When talking about data management, we often speak of the term “data preparation”.
According to SearchBusinessAnalytics, data preparation is the process of gathering, combining, structuring and organizing data so it can be analyzed as part of data visualization, analytics and machine learning applications. In other words, it is the process of of cleaning and transforming raw data prior to analysis.
Data preparation is often a lengthy process for data and business users, but nevertheless essential in order to give context to data and turn it into valuable business insights. In 2016, Forbes said that 76% of data scientists stated that data preparation is the worst part of their jobs! However, accurate business decisions can only be made through the analysis of clean data.
How data preparation works
Data preparation is an essential part of many enterprise applications maintained by IT, such as data warehousing or business intelligence. It is also a practice conducted by the business for ad hoc reporting and analytics, with IT and tech-savvy business users, such as data scientists, routinely burdened by requests for customized data preparation.
These days there’s growing interest in empowering business users with self-service tools for data preparation – so they can access and manipulate data sources on their own, without technical proficiency.
The steps for data preparation are the following:
Step 1: Access and gather data
The first step in data preparation is to be able to access data from any source, no matter the origin, narrative or format. The optimal solution for giving enterprise-wide access to data is by implementing a data catalog solution. This essential tool is the key to starting your data preparation journey.
Step 2: Discover data
After accessing and gathering data, the next step is to discovery data. Data discovery allows enterprises to adequately assess the full data picture. It helps all employees understand their data and their context through metadata. It is also very useful for enterprises seeking better compliance management. It allows organizations to know what data is personal/sensitive and where it can be found. In addition, data discovery can bolster innovation, as it unblocks essential information for satisfying customers and gaining competitive advantage.
Step 3: Cleanse data
Traditionally the most time-consuming part of data preparation, cleaning up data is nevertheless one of the most important tasks for removing bad data.
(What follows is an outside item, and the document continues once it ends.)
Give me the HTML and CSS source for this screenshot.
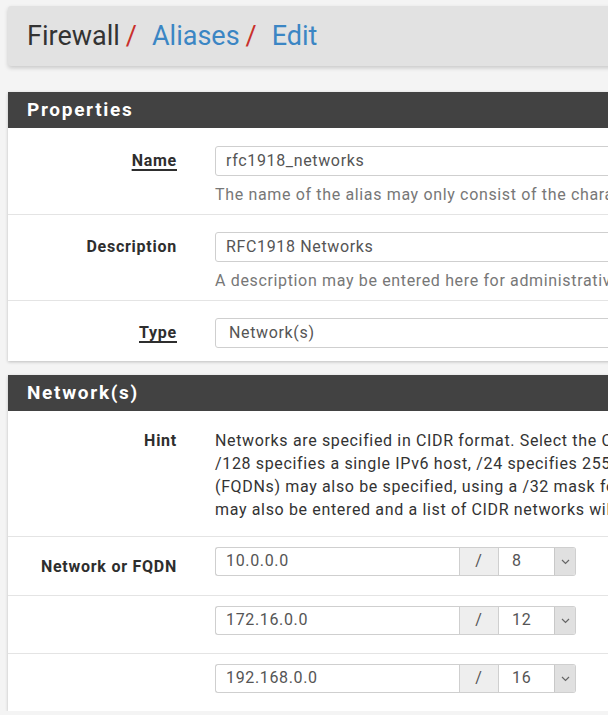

Bad data can include outdated data, duplicate data, unreliable data, etc. Cleansing data therefore includes tedious tasks such as filling in missing information, making data private or sensitive, adding descriptions, and standardizing data patterns.
Step 4: Enrich data
After cleansing all the data, it is time to start transforming and enriching the data. This step includes connecting your data with other related data sources to provide deeper insights. A data catalog is also an important part of this step in data preparation.
Step 5: Store data
The last step in data preparation is to store data. By correctly storing your enterprise data, this enables data teams to be able to use fresh, clean data for their analysis.
The Future of Data Preparation
Initially focused on analytics, data preparation has evolved to address a much broader set of uses cases and can be used by a larger range of users.
Although it improves the personal productivity of whoever uses it, it has evolved into an enterprise tool that fosters collaboration between IT professionals, data experts, and business users.